Cell division is a crucial process that ensures proper development of multicellular organisms. Cell division ends in abscission, a process in which the intercellular bridge between two sister cells is cut. Although abscission usually happens shortly after chromosome segregation, abscission is severely delayed in mouse embryos and embryonic stem cells (mESC). The regulation of the duration of abscission influences cell fate transitions but how cell state and abscission dynamics crosstalk remains unknown. Here, we show that a key pluripotency pathway, the Wnt signalling pathway, controls abscission dynamics.
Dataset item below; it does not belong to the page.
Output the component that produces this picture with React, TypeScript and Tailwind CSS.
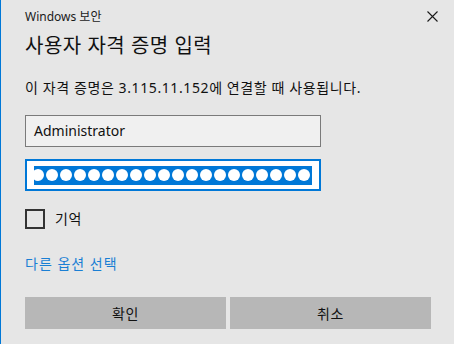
import React from 'react';

const font = "font-['Segoe_UI','Noto_Sans','Noto_Sans_CJK_KR',sans-serif]";

const CloseIcon = () => (
  <svg width="11" height="11" viewBox="0 0 11 11" className="block">
    <path d="M0.5 0.5 L10.5 10.5 M10.5 0.5 L0.5 10.5" stroke="#1a1a1a" strokeWidth="1.1" />
  </svg>
);

const PasswordDots = ({ count }: { count: number }) => (
  <div className="h-[19px] w-[278px] overflow-hidden bg-[#0078d7] flex items-center">
    <div className="flex -ml-[2px]">
      {Array.from({ length: count }).map((_, i) => (
        <span key={i} className="w-[12px] h-[12px] rounded-full bg-white mr-[2px] shrink-0" />
      ))}
    </div>
  </div>
);

const App = () => {
  return (
    <div className={`w-[454px] h-[344px] bg-[#e6e6e6] border-l border-[#0078d7] text-[#000] ${font} overflow-hidden`}>
      <div className="pl-6 pr-4 flex flex-col">
        {/* Header */}
        <div className="flex items-center justify-between h-[32px] pt-[1px]">
          <span className="text-[12px] leading-4 text-[#1a1a1a]">Windows 보안</span>
          <div className="mr-[0px]">
            <CloseIcon />
          </div>
        </div>

        <h1 className="text-[20px] leading-7 font-normal tracking-[0.5px] text-[#111]">사용자 자격 증명 입력</h1>

        <p className="mt-[18px] text-[14px] leading-5 tracking-[0.6px] text-[#111]">
          이 자격 증명은 3.115.11.152에 연결할 때 사용됩니다.
        </p>

        {/* Username */}
        <div className="mt-[17px] w-[296px] h-[32px] bg-[#f0f0f0] border border-[#7a7a7a] flex items-center px-2">
          <span className="text-[14px] leading-5 text-[#111]">Administrator</span>
        </div>

        {/* Password */}
        <div className="mt-[12px] w-[296px] h-[32px] bg-white border-2 border-[#0078d7] flex items-center pl-[7px]">
          <PasswordDots count={20} />
        </div>

        {/* Remember */}
        <label className="mt-[18px] flex items-center gap-[10px]">
          <span className="w-[20px] h-[20px] border-2 border-[#333] bg-transparent" />
          <span className="text-[14px] leading-5 tracking-[0.5px] text-[#111]">기억</span>
        </label>

        <a className="mt-[25px] text-[14px] leading-5 tracking-[1px] text-[#1a7fd4] w-fit">다른 옵션 선택</a>

        {/* Buttons */}
        <div className="mt-[23px] flex gap-1 w-[406px]">
          <button className="flex-1 h-[32px] bg-[#b7b7b7] text-[14px] tracking-[0.5px] text-[#111]">확인</button>
          <button className="flex-1 h-[32px] bg-[#b7b7b7] text-[14px] tracking-[0.5px] text-[#111]">취소</button>
        </div>
      </div>
    </div>
  );
};

export default App;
Upon deactivation of Wnt signalling in naive mESCs, abscission becomes faster. Wnt signalling regulates abscission dynamics in mESCs through two mechanisms. First, Wnt signalling keeps the amount of Aurora B high at the intercellular bridge, probably by preventing Aurora B degradation. In turn, high Aurora B activity at the bridge delays bridge abscission. Second, a key component of Wnt signalling, the kinase GSK-3{beta} localizes at the intercellular bridge with microtubules and their associated proteins (MAPs). In pluripotent cells, inactivation of GSK-3{beta} leads to an increase of stable microtubules at the bridge stable which causes delayed abscission. Crucially, inhibition of GSK-3{beta} after cells have exited naive pluripotency accelerates abscission, demonstrating that cell state influences the output of the abscission signalling pathway. The permissive function of canonical Wnt on cell state is thought to be mediated by reinforcement of existing pluripotency network; altogether, our work shows that non-canonical Wnt is also context dependent.